Vision Zero Targets Brooklyn’s Deadliest Intersections

February 20, 2015 | Nicholas Rohaidy

Bill de Blasio’s intrepid plan to fully eradicate traffic-related fatalities by 2024 is well underway. Despite being met by public scrutiny, the initiative called “Vision Zero” received some major funding from the federal government late last year and now we’re seeing more details unfold.


The broad plans for Queens were revealed Wednesday by the Department of Transportation, followed by Manhattan’s on Thursday – and now we’re seeing the first glimpse at how the plan (PDF) will affect Brooklyn, the borough with the most traffic-related deaths last year. The plan acknowledges some startling numbers regarding pedestrian fatalities in the borough: passenger vehicles are responsible for 73% off pedestrian deaths, hit-and-runs occur in 25% of all pedestrian fatalities, and senior citizens account for almost 40% of the deaths despite only making up 12% of the population among other pedestrian accident statistics available in the report.

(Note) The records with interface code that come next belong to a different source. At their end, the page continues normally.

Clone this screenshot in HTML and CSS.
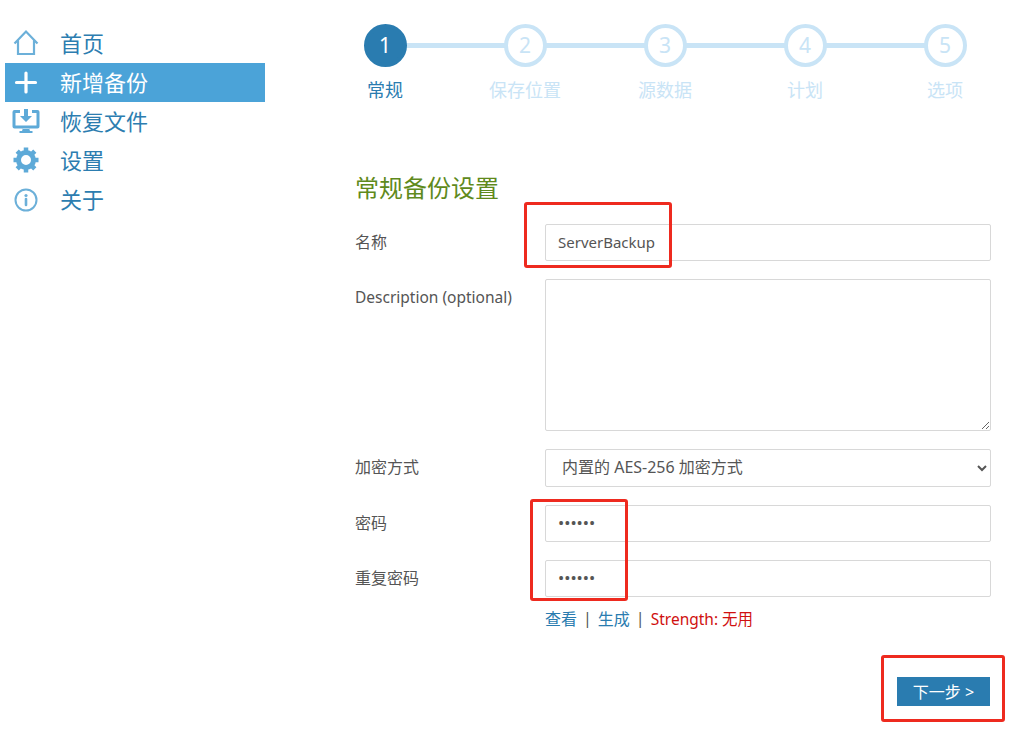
FILE: index.html
```html
<!DOCTYPE html>
<html lang="zh">
<head>
<meta charset="utf-8">
<title>新增备份</title>
<link rel="stylesheet" href="styles.css">
</head>
<body>
<div class="page">
  <nav class="sidebar">
    <a class="nav-item"><svg class="nav-icon" viewBox="0 0 28 28"><path d="M2.500 14.500 14 2.500l11.500 12M6 11.500V25h16V11.500" fill="none" stroke="#6cb0d9" stroke-width="2.200"/></svg><span class="nav-text">首页</span></a>
    <a class="nav-item active"><svg class="nav-icon" viewBox="0 0 28 28"><path d="M14 5v19M4.500 14.500h19" fill="none" stroke="#fff" stroke-width="3.200" stroke-linecap="round"/></svg><span class="nav-text">新增备份</span></a>
    <a class="nav-item"><svg class="nav-icon" viewBox="0 0 28 26"><path d="M8 2H2.500A2 2 0 0 0 .5 4v14.500a2 2 0 0 0 2 2h23a2 2 0 0 0 2-2V4a2 2 0 0 0-2-2H20v3h4.500v12.500h-21V5H8zM11 20h6l1 3h2.500v2h-13v-2H10z" fill="#5eaad8"/><path d="M12 1h4v7h4l-6 6-6-6h4z" fill="#5eaad8"/></svg><span class="nav-text">恢复文件</span></a>
    <a class="nav-item"><svg class="nav-icon" viewBox="0 0 28 28"><circle cx="14" cy="14" r="7.500" fill="none" stroke="#5eaad8" stroke-width="5"/><path d="M14 1.500v5M14 21.500v5M1.500 14h5M21.500 14h5M5.200 5.200l3.500 3.500M19.300 19.300l3.500 3.500M22.800 5.200l-3.500 3.500M8.700 19.300l-3.500 3.500" stroke="#5eaad8" stroke-width="4.500"/></svg><span class="nav-text">设置</span></a>
    <a class="nav-item"><svg class="nav-icon" viewBox="0 0 28 28"><circle cx="14" cy="15" r="10.500" fill="none" stroke="#6cb0d9" stroke-width="2"/><path d="M14 14v6" stroke="#6cb0d9" stroke-width="2.600" stroke-linecap="round"/><circle cx="14" cy="10.500" r="1.600" fill="#6cb0d9"/></svg><span class="nav-text">关于</span></a>
  </nav>
  <main class="main">
    <ol class="steps">
      <li class="step current"><span class="bubble">1</span><span class="step-label">常规</span></li>
      <li class="step"><span class="bubble">2</span><span class="step-label">保存位置</span></li>
      <li class="step"><span class="bubble">3</span><span class="step-label">源数据</span></li>
      <li class="step"><span class="bubble">4</span><span class="step-label">计划</span></li>
      <li class="step"><span class="bubble">5</span><span class="step-label">选项</span></li>
    </ol>
    <form class="form">
      <h2 class="title">常规备份设置</h2>
      <div class="row"><label class="label">名称</label><input class="field" type="text" value="ServerBackup"></div>
      <div class="row"><label class="label latin">Description (optional)</label><textarea class="field area"></textarea></div>
      <div class="row"><label class="label">加密方式</label><select class="field select"><option>内置的 AES-256 加密方式</option></select></div>
      <div class="row"><label class="label">密码</label><input class="field secret" type="password" value="123456"></div>
      <div class="row compact"><label class="label">重复密码</label><input class="field secret" type="password" value="123456"></div>
      <div class="links"><a class="link">查看</a><span class="sep">|</span><a class="link">生成</a><span class="sep">|</span><span class="strength">Strength: 无用</span></div>
      <div class="actions"><button class="next" type="button">下一步 &gt;</button></div>
    </form>
  </main>
</div>
<div class="mark mark-name"></div>
<div class="mark mark-pass"></div>
<div class="mark mark-next"></div>
</body>
</html>
```
FILE: styles.css
```css
* { box-sizing: border-box; }
html, body { margin: 0; background: #fff; }
body {
  position: relative;
  width: 1020px;
  height: 730px;
  overflow: hidden;
  font-family: "Noto Sans", "Noto Sans CJK SC", sans-serif;
  color: #555;
}
.page { display: flex; }
.sidebar { width: 355px; flex: none; padding: 24px 90px 0 5px; }
.nav-item {
  display: flex;
  align-items: center;
  height: 39px;
  padding: 0 0 2px 7px;
  font-size: 22px;
  color: #2c7db0;
}
.nav-item.active { background: #4ba3d8; color: #fff; }
.nav-icon { width: 28px; height: 28px; flex: none; margin-right: 20px; }
.nav-text { padding-bottom: 2px; }
.main { width: 636px; flex: none; }
.steps {
  list-style: none;
  margin: 24px 0 0 -40px;
  padding: 0;
  display: grid;
  grid-template-columns: repeat(5, 140px);
}
.step {
  position: relative;
  display: flex;
  flex-direction: column;
  align-items: center;
}
.step:not(:last-child)::after {
  content: "";
  position: absolute;
  left: 70px;
  top: 19px;
  width: 140px;
  height: 5px;
  background: #c9e4f6;
}
.bubble {
  position: relative;
  z-index: 1;
  width: 43px;
  height: 43px;
  border: 4px solid #c9e4f6;
  border-radius: 50%;
  background: #fff;
  color: #c9e4f6;
  font-size: 21px;
  line-height: 35px;
  text-align: center;
}
.step-label { margin-top: 9px; font-size: 18px; line-height: 28px; color: #c9e4f6; }
.current .bubble { background: #2a7cb0; border-color: #2a7cb0; color: #fff; }
.current .step-label { color: #2a7cb0; }
.form { margin-top: 66px; }
.title { margin: 0 0 18px; font-size: 24px; font-weight: 400; line-height: 36px; color: #5f8a1c; height: 36px; }
.row { display: flex; align-items: flex-start; margin-bottom: 18px; }
.row.compact { margin-bottom: 8px; }
.label { width: 190px; flex: none; font-size: 16px; line-height: 37px; color: #555; }
.label.latin { font-size: 15.500px; }
.field {
  display: block;
  width: 446px;
  height: 37px;
  margin: 0;
  padding: 0 12px 2px;
  border: 1px solid #d8d8d8;
  border-radius: 2px;
  background: #fff;
  font: 15px "Noto Sans", "Noto Sans CJK SC", sans-serif;
  color: #555;
  outline: none;
}
.area { height: 152px; resize: vertical; }
.select { height: 38px; font-size: 16px; }
.secret { font-size: 16.500px; }
.links { display: flex; align-items: center; margin-left: 190px; height: 26px; font-size: 16px; }
.link { color: #2a7cb0; }
.sep { margin: 0 6px; color: #555; }
.strength { color: #d01010; font-size: 15.500px; }
.actions { display: flex; justify-content: flex-end; margin-top: 46px; padding-right: 1px; }
.next {
  width: 93px;
  height: 29px;
  padding: 0 0 2px;
  border: 0;
  background: #2a7cb0;
  color: #fff;
  font: 16px "Noto Sans", "Noto Sans CJK SC", sans-serif;
}
.mark {
  position: absolute;
  border: 3px solid #ee2a1f;
  border-radius: 3px;
  pointer-events: none;
}
.mark-name { left: 524px; top: 202px; width: 148px; height: 66px; }
.mark-pass { left: 530px; top: 499px; width: 98px; height: 102px; }
.mark-next { left: 881px; top: 655px; width: 124px; height: 67px; }
```
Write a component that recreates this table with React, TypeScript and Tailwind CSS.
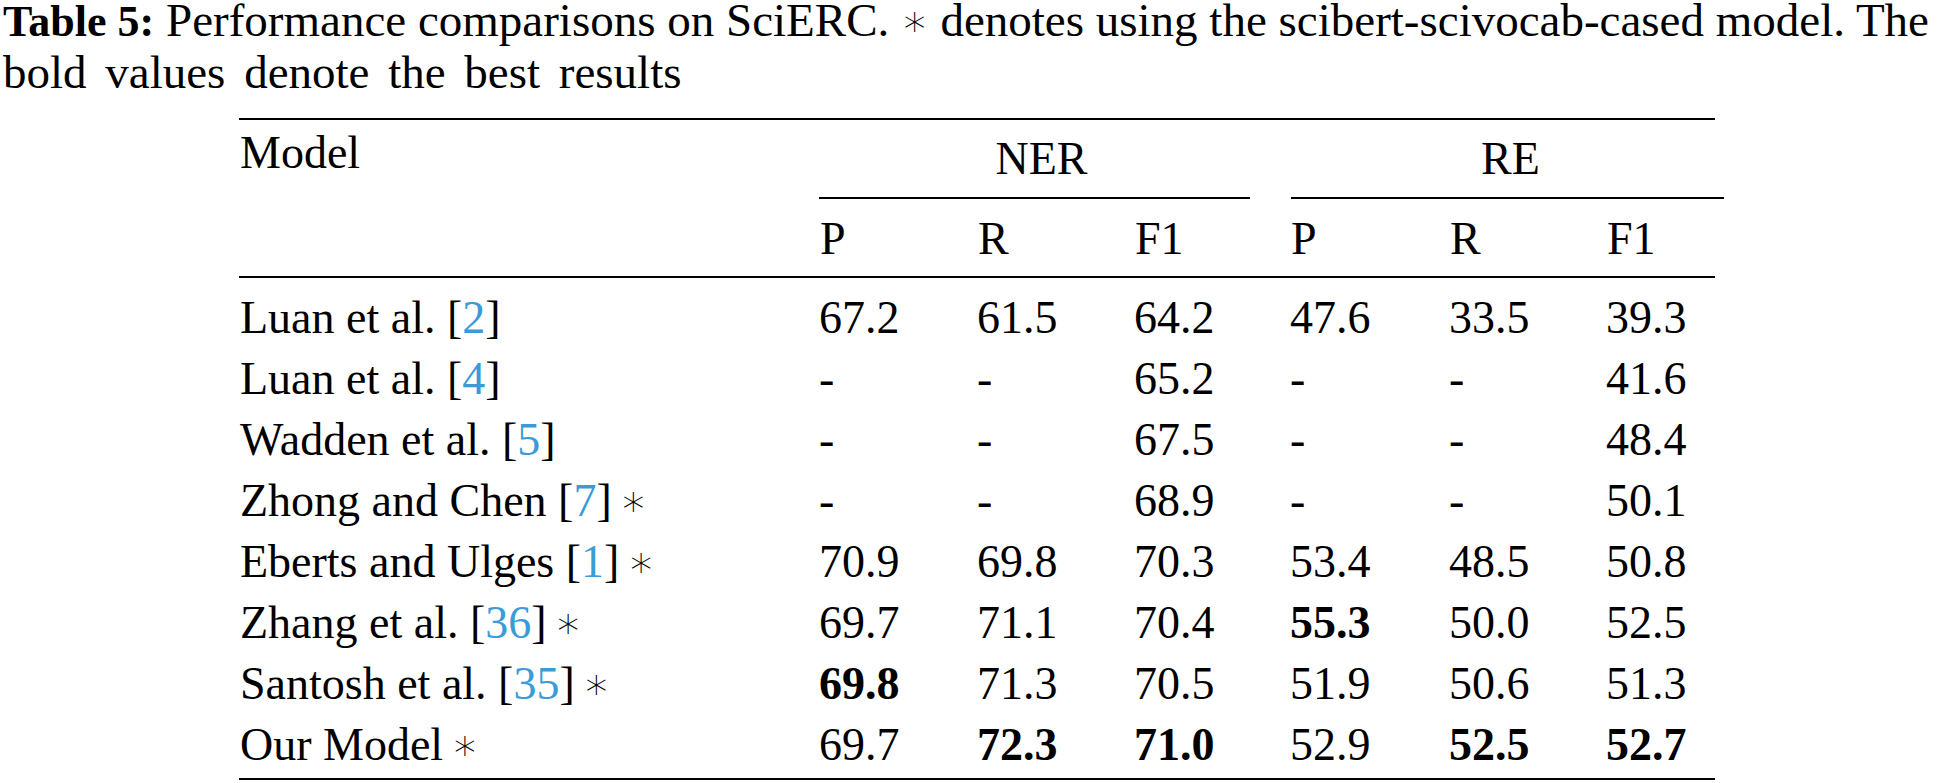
import React from "react";

type Cell = { v: string; b?: boolean };

const rows: { name: string; cite: string; star?: boolean; vals: Cell[] }[] = [
  { name: "Luan et al. [", cite: "2", vals: [{ v: "67.2" }, { v: "61.5" }, { v: "64.2" }, { v: "47.6" }, { v: "33.5" }, { v: "39.3" }] },
  { name: "Luan et al. [", cite: "4", vals: [{ v: "-" }, { v: "-" }, { v: "65.2" }, { v: "-" }, { v: "-" }, { v: "41.6" }] },
  { name: "Wadden et al. [", cite: "5", vals: [{ v: "-" }, { v: "-" }, { v: "67.5" }, { v: "-" }, { v: "-" }, { v: "48.4" }] },
  { name: "Zhong and Chen [", cite: "7", star: true, vals: [{ v: "-" }, { v: "-" }, { v: "68.9" }, { v: "-" }, { v: "-" }, { v: "50.1" }] },
  { name: "Eberts and Ulges [", cite: "1", star: true, vals: [{ v: "70.9" }, { v: "69.8" }, { v: "70.3" }, { v: "53.4" }, { v: "48.5" }, { v: "50.8" }] },
  { name: "Zhang et al. [", cite: "36", star: true, vals: [{ v: "69.7" }, { v: "71.1" }, { v: "70.4" }, { v: "55.3", b: true }, { v: "50.0" }, { v: "52.5" }] },
  { name: "Santosh et al. [", cite: "35", star: true, vals: [{ v: "69.8", b: true }, { v: "71.3" }, { v: "70.5" }, { v: "51.9" }, { v: "50.6" }, { v: "51.3" }] },
  { name: "Our Model", cite: "", star: true, vals: [{ v: "69.7" }, { v: "72.3", b: true }, { v: "71.0", b: true }, { v: "52.9" }, { v: "52.5", b: true }, { v: "52.7", b: true }] },
];

const cols = "grid grid-cols-[580px_158px_157px_156px_159px_157px_109px]";

function Ast({ cls = "" }: { cls?: string }) {
  return <span className={`font-['DejaVu_Sans',sans-serif] font-extralight text-[44px] ${cls}`}>∗</span>;
}

export default function App() {
  return (
    <div className="w-[1954px] h-[783px] bg-white text-black overflow-hidden font-['Liberation_Serif','Times_New_Roman',serif]">
      {/* caption */}
      <div className="pl-[3px] text-[47px] whitespace-nowrap">
        <div className="w-[1926px] leading-[40px] text-justify [text-align-last:justify]">
          <span className="font-bold text-[44px]">Table 5:</span> Performance comparisons on SciERC. <Ast /> denotes using the scibert-scivocab-cased model. The
        </div>
        <div className="leading-[60px] [word-spacing:7px]">bold values denote the best results</div>
      </div>

      <div className="ml-[239px] mt-[16px] w-[1476px] text-[46px] leading-[51px]">
        <div className="h-[2px] bg-black" />

        {/* header row 1 */}
        <div className={`${cols} h-[77px]`}>
          <div className="pt-[7px] pl-px">Model</div>
          <div className="col-span-3 pt-[13px] pr-[26px] text-center">NER</div>
          <div className="col-span-3 pt-[13px] pl-[16px] text-center">RE</div>
        </div>

        {/* cmidrules */}
        <div className={`${cols} h-[2px]`}>
          <div />
          <div className="col-span-3 mr-[40px] bg-black" />
          <div className="col-span-3 ml-px mr-[-9px] bg-black" />
        </div>

        {/* header row 2 */}
        <div className={`${cols} h-[77px] pt-[14px]`}>
          <div />
          {["P", "R", "F1", "P", "R", "F1"].map((h, i) => (
            <div key={i} className="pl-px">
              {h}
            </div>
          ))}
        </div>

        <div className="h-[2px] bg-black" />

        {/* body */}
        <div className="pt-[9px] pb-[3px]">
          {rows.map((r, i) => (
            <div key={i} className={`${cols} h-[61px] leading-[61px]`}>
              <div className="pl-px whitespace-nowrap">
                {r.name}
                {r.cite && <span className="text-[#3a9bd8]">{r.cite}</span>}
                {r.cite && "]"}
                {r.star && <Ast cls="ml-[8px]" />}
              </div>
              {r.vals.map((c, j) => (
                <div key={j} className={c.b ? "font-bold" : ""}>
                  {c.v}
                </div>
              ))}
            </div>
          ))}
        </div>

        <div className="h-[2px] bg-black" />
      </div>
    </div>
  );
}
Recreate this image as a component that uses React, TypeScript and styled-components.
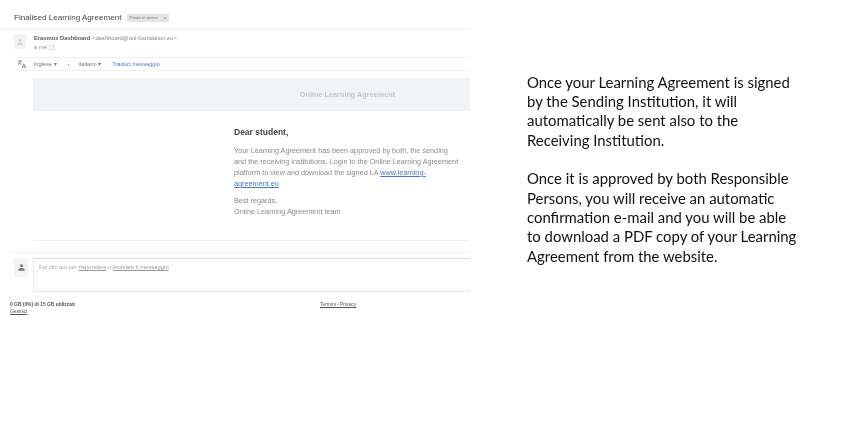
import React from 'react';
import styled, { createGlobalStyle } from 'styled-components';

const GlobalStyle = createGlobalStyle`
  html, body {
    margin: 0;
    padding: 0;
    background: #fff;
    overflow: hidden;
  }
`;

const Page = styled.div`
  width: 850px;
  height: 423px;
  display: flex;
  font-family: 'Liberation Sans', Arial, sans-serif;
  background: #fff;
`;

/* the mail is a scaled-down screenshot in the original, hence the soft edges */
const MailColumn = styled.div`
  width: 470px;
  flex: none;
  padding-top: 12px;
  box-sizing: border-box;
  filter: blur(0.35px);
`;

const SubjectRow = styled.div`
  display: flex;
  align-items: center;
  height: 11px;
  padding: 0 0 5px 14px;
  border-bottom: 1px solid #eeeeee;
  margin-bottom: 5px;
`;

const Subject = styled.span`
  font-size: 8.1px;
  color: #444;
  margin-right: 5px;
`;

const Label = styled.span`
  display: inline-flex;
  align-items: center;
  gap: 6px;
  height: 8px;
  padding: 0 3px;
  font-size: 4.4px;
  color: #777;
  background: #e4e4e4;
`;

const SenderRow = styled.div`
  display: flex;
  gap: 8px;
  padding-left: 14px;
  height: 16px;
`;

const Avatar = styled.div<{ $width: number; $height: number }>`
  width: ${props => props.$width}px;
  height: ${props => props.$height}px;
  flex: none;
  display: flex;
  align-items: center;
  justify-content: center;
  background: #f3f3f3;
`;

const SenderInfo = styled.div`
  display: flex;
  flex-direction: column;
  gap: 3px;
  padding-top: 1px;
  font-size: 5.8px;
  line-height: 6px;
  color: #888;
`;

const SenderName = styled.b`
  color: #555;
`;

const MeRow = styled.div`
  display: flex;
  align-items: center;
  gap: 2px;
`;

const MeCaret = styled.span`
  display: inline-block;
  width: 3px;
  height: 3px;
  border: 1px solid #ddd;
`;

const TranslateBar = styled.div`
  display: flex;
  align-items: center;
  height: 12px;
  margin: 7px 0 7px 17px;
  border-top: 1px solid #eeeeee;
  border-bottom: 1px solid #eeeeee;
  font-size: 5.7px;
  color: #777;
`;

const TranslateIcon = styled.svg`
  width: 10px;
  height: 10px;
  margin-right: 7px;
  flex: none;
`;

const LangItem = styled.span<{ $gap: number }>`
  margin-right: ${props => props.$gap}px;
`;

const TranslateLink = styled.span`
  color: #4a77c9;
`;

const Banner = styled.div`
  margin-left: 33px;
  height: 33px;
  display: flex;
  align-items: center;
  justify-content: center;
  padding-left: 192px;
  box-sizing: border-box;
  background: #f2f3f4;
  font-size: 7.3px;
  font-weight: bold;
  color: #c4c6c9;
  white-space: nowrap;
`;

const Message = styled.div`
  margin-left: 234px;
  padding-top: 16px;
  height: 129px;
  box-sizing: border-box;
  color: #8a8a8a;
  font-size: 7.28px;
  line-height: 11px;
`;

const Greeting = styled.div`
  font-size: 8.5px;
  font-weight: bold;
  color: #444;
  line-height: 11px;
  margin-bottom: 7px;
`;

const Paragraph = styled.p`
  margin: 0 0 6px;
  white-space: nowrap;
`;

const MailLink = styled.span`
  color: #4a77c9;
  text-decoration: underline;
`;

const Rule = styled.div<{ $left: number; $gap: number }>`
  height: 1px;
  margin: 0 0 ${props => props.$gap}px ${props => props.$left}px;
  background: #f1f1f1;
`;

const ReplyRow = styled.div`
  display: flex;
  gap: 5px;
  padding-left: 14px;
`;

const ReplyBox = styled.div`
  flex: 1;
  height: 34px;
  padding: 5px 5px;
  box-sizing: border-box;
  border-top: 1px solid #dddddd;
  border-bottom: 1px solid #e8e8e8;
  border-left: 1px solid #e8e8e8;
  font-size: 5.9px;
  line-height: 6px;
  color: #aaa;
`;

const ReplyLink = styled.span`
  text-decoration: underline;
  color: #999;
`;

const Footer = styled.div`
  display: flex;
  padding: 9px 0 0 10px;
  font-size: 4.9px;
  line-height: 7px;
  color: #555;
`;

const Quota = styled.div`
  width: 310px;
  font-weight: bold;
`;

const Manage = styled.div`
  font-weight: normal;
  text-decoration: underline;
`;

const FooterLinks = styled.div`
  text-decoration: underline;
`;

const Note = styled.div`
  margin-left: 57px;
  padding-top: 72.5px;
  width: 290px;
  font-family: Lato, 'Open Sans', sans-serif;
  font-size: 14.9px;
  line-height: 19.35px;
  color: #111;
  white-space: nowrap;
  filter: blur(0.2px);
`;

const NoteParagraph = styled.p`
  margin: 0 0 19.35px;
`;

const PersonIcon = ({ size, color }: { size: number; color: string }) => (
  <svg width={size} height={size} viewBox="0 0 12 12">
    <circle cx="6" cy="3.6" r="2.1" fill={color} />
    <path d="M1.8 10.4V9c0-1.5 2.8-2.3 4.2-2.3s4.2.8 4.2 2.3v1.4z" fill={color} />
  </svg>
);

export default function App() {
  return (
    <Page>
      <GlobalStyle />
      <MailColumn>
        <SubjectRow>
          <Subject>Finalised Learning Agreement</Subject>
          <Label>
            <span>Posta in arrivo</span>
            <span>x</span>
          </Label>
        </SubjectRow>
        <SenderRow>
          <Avatar $width={12} $height={15}>
            <PersonIcon size={8} color="#d4d4d4" />
          </Avatar>
          <SenderInfo>
            <div>
              <SenderName>Erasmus Dashboard</SenderName> &lt;dashboard@uni-foundation.eu&gt;
            </div>
            <MeRow>
              a me <MeCaret />
            </MeRow>
          </SenderInfo>
        </SenderRow>
        <TranslateBar>
          <TranslateIcon viewBox="0 0 12 12" fill="none" stroke="#666" strokeWidth="0.8">
            <path d="M0.8 2.5h5.4M3.4 1v1.5M5 2.5C4.5 4.2 3 5.8 1 6.6M2 3.8c.6 1.2 1.6 2.2 3 2.8" />
            <path d="M6 11l2.2-5.4L10.6 11M6.8 9.4h3.2" />
          </TranslateIcon>
          <LangItem $gap={11}>inglese ▾</LangItem>
          <LangItem $gap={9}>›</LangItem>
          <LangItem $gap={11}>italiano ▾</LangItem>
          <TranslateLink>Traduci messaggio</TranslateLink>
        </TranslateBar>
        <Banner>Online Learning Agreement</Banner>
        <Message>
          <Greeting>Dear student,</Greeting>
          <Paragraph>
            Your Learning Agreement has been approved by both, the sending
            <br />
            and the receiving institutions. Login to the Online Learning Agreement
            <br />
            platform to view and download the signed LA <MailLink>www.learning-</MailLink>
            <br />
            <MailLink>agreement.eu</MailLink>
          </Paragraph>
          <Paragraph>
            Best regards,
            <br />
            Online Learning Agreement team
          </Paragraph>
        </Message>
        <Rule $left={33} $gap={11} />
        <Rule $left={10} $gap={5} />
        <ReplyRow>
          <Avatar $width={14} $height={19}>
            <PersonIcon size={9} color="#777" />
          </Avatar>
          <ReplyBox>
            Fai clic qui per <ReplyLink>rispondere</ReplyLink> o <ReplyLink>inoltrare il messaggio</ReplyLink>
          </ReplyBox>
        </ReplyRow>
        <Footer>
          <Quota>
            0 GB (0%) di 15 GB utilizzati
            <Manage>Gestisci</Manage>
          </Quota>
          <FooterLinks>Termini - Privacy</FooterLinks>
        </Footer>
      </MailColumn>
      <Note>
        <NoteParagraph>
          Once your Learning Agreement is signed
          <br />
          by the Sending Institution, it will
          <br />
          automatically be sent also to the
          <br />
          Receiving Institution.
        </NoteParagraph>
        <NoteParagraph>
          Once it is approved by both Responsible
          <br />
          Persons, you will receive an automatic
          <br />
          confirmation e-mail and you will be able
          <br />
          to download a PDF copy of your Learning
          <br />
          Agreement from the website.
        </NoteParagraph>
      </Note>
    </Page>
  );
}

To help curb those astonishing numbers, the plan will put much focus on 49 streets and 91 intersections. These areas only account for 9% of the borough’s street mileage, but are where half of all pedestrians are killed, the New York Daily News reports. In addition to the heavy focus on the roads themselves, the plan also outlines plans to lower speed limits, install road bumps and increase NYPD enforcement in the dangerous areas.